Wednesday, January 6, 2010

An Area Rich With Pirates

For decades, vacationers have been coming to North Myrtle Beach to relax, enjoy the sand, salt air and warm temperatures. But even before this area became a mecca for summertime visitors looking to escape the city, the Grand Strand, known then as Long Bay, was a magnet for a few unsavory characters. Edward "Blackbeard" Teach is among one of the most famous historical figures to call the Grand Strand a home port. The area's many coves and harbors provided excellent "hideaways" for pirates and legend has it that Blackbeard was particularly fond of going ashore in a small boat with one crewman to bury chests of treasure, only to return to his ship, the Queen Anne's Revenge, alone.

Teach cultivated his fearsome reputation as a mental warfare tactic to inspire terror in his prey, encouraging early surrender with minimal resistance. His dress was entirely black, much like funeral dress to inspire fear of death. To add to his image, Teach took advantage of scare tactics. He was a tall man with a muscular physique, features he played up, inspiring men to stay away from personal confrontation. He had a dark black beard, which before battle was braided and tied with colorful ribbon, and held pieces of match cord that were slowly burning. The smoke rising up would give him a grim halo, aiding in a satanic appearance. He was equipped with a belt that held cutlasses, pistols, and daggers. Across his chest he carried bandolier with six ready to fire pistols. All in all, his image was that of a man, or perhaps a demon, to be reckoned with.

Women pirates also terrorized the waters off the coast of South Carolina. One of the most famous, Anne Bonny, proved to be just as bloodthirsty as her male counterparts. Bonny, a red-haired beauty with a fierce temper, is believed to be the daughter of a prosperous Charles Town planter. At 16, she ran away with a sailor, and they joined pirates in the Atlantic. Bonny encouraged fellow pirates to raid the Carolina coast, and she killed opponents in battle with a dagger. Eventually, Bonny fell for Calico Jack Rackham, a pirate known for his fancy calico attire. The two sailed and fought together until a British sloop captured them. Bonny blamed their capture on Calico Jack’s poor fighting and cowardice. As he visited her the day of his execution, legend has it that she said, “I’m sorry to see this happen, but if you had fought like a man, you would not now be hanged like a dog!” Bonny, however, escaped the gallows due to her pregnancy. But, after her capture, no one knows for certain what became of Anne Bonny. Some legends say she reconciled with her father and remained in Charles Town, while others say that she returned to a life of piracy.

Piracy also influenced the names of several locales throughout South Carolina. Drunken Jack Island allegedly was named for a pirate who, drunk from too much rum, died on the island. Murrells Inlet supposedly was named for Captain John Murrell, who used the inlet as his headquarters while he preyed on ships at sea.

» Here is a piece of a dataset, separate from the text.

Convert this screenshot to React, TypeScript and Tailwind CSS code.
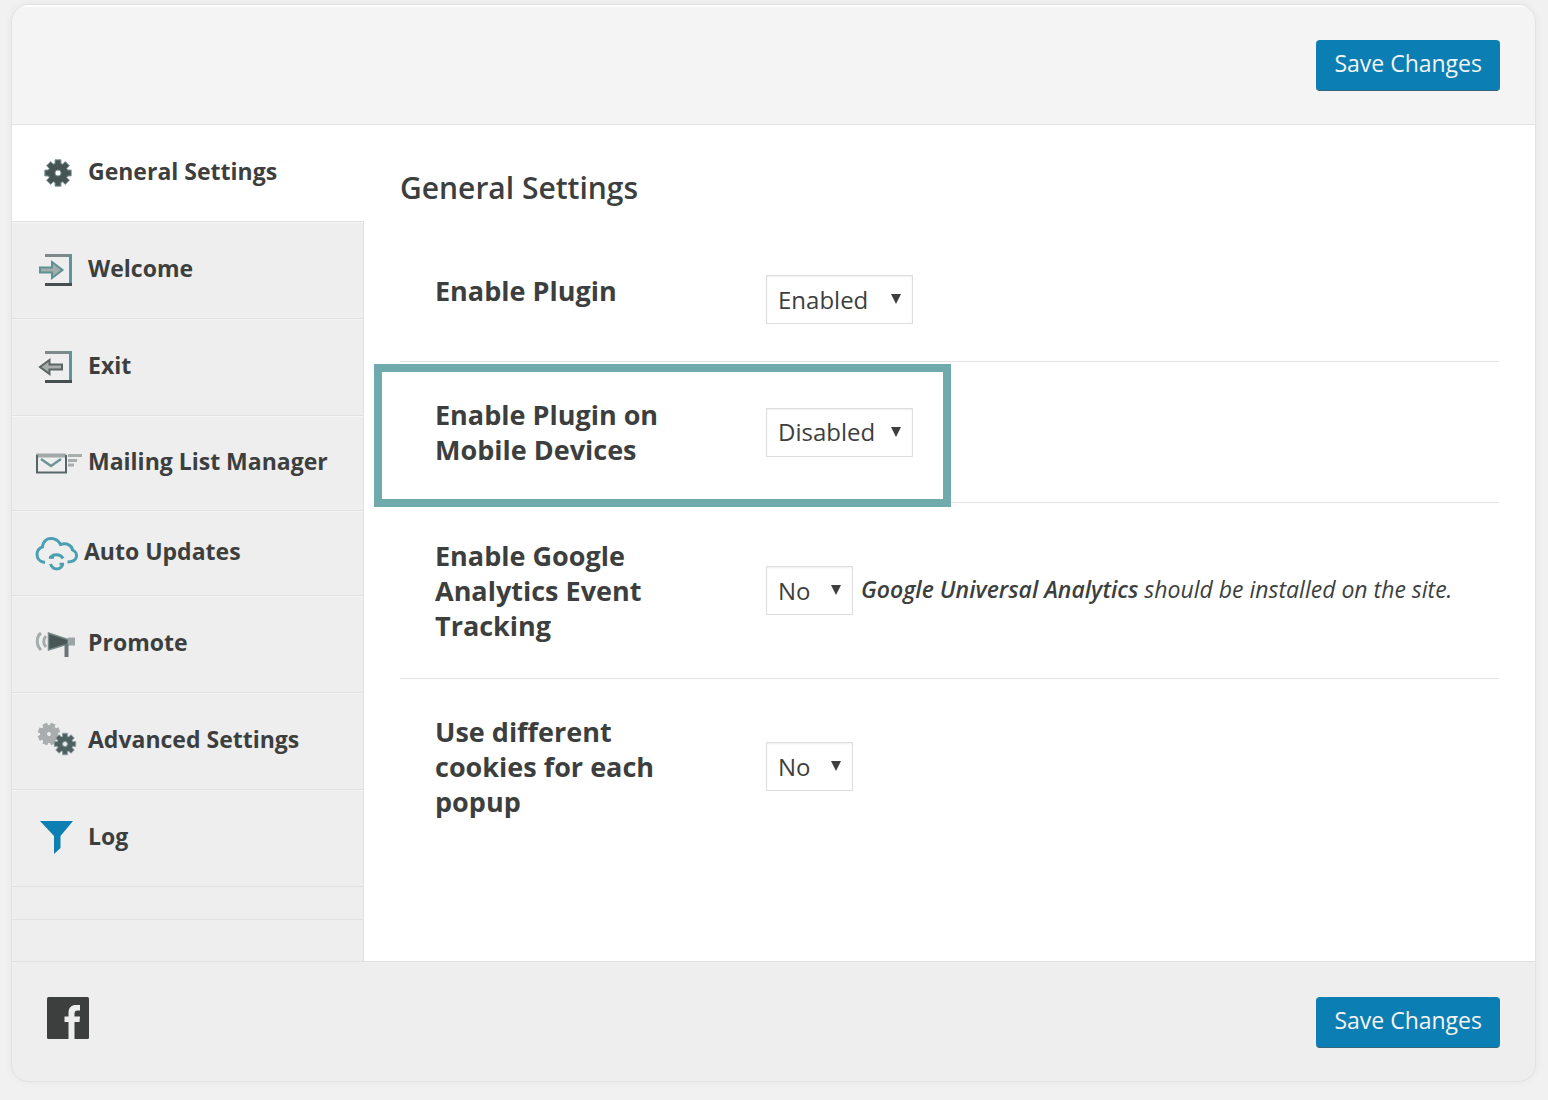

Many areas throughout South Carolina felt the influence of piracy.
Although each pirate’s legend is unique, the men and women who thrived during the “Golden Age of Piracy” shared several traits—they yearned for adventure, loved the seafaring life and craved the wealth that piracy provided. And, according to legend, they took advantage of the marshes and islands throughout South Carolina to hide their treasures for safekeeping until their return from the sea.

On your next visit to North Myrtle Beach, you might want to try your hand at treasure hunting. With time, ingenuity and some luck, you may uncover riches from these colorful pirates’ past.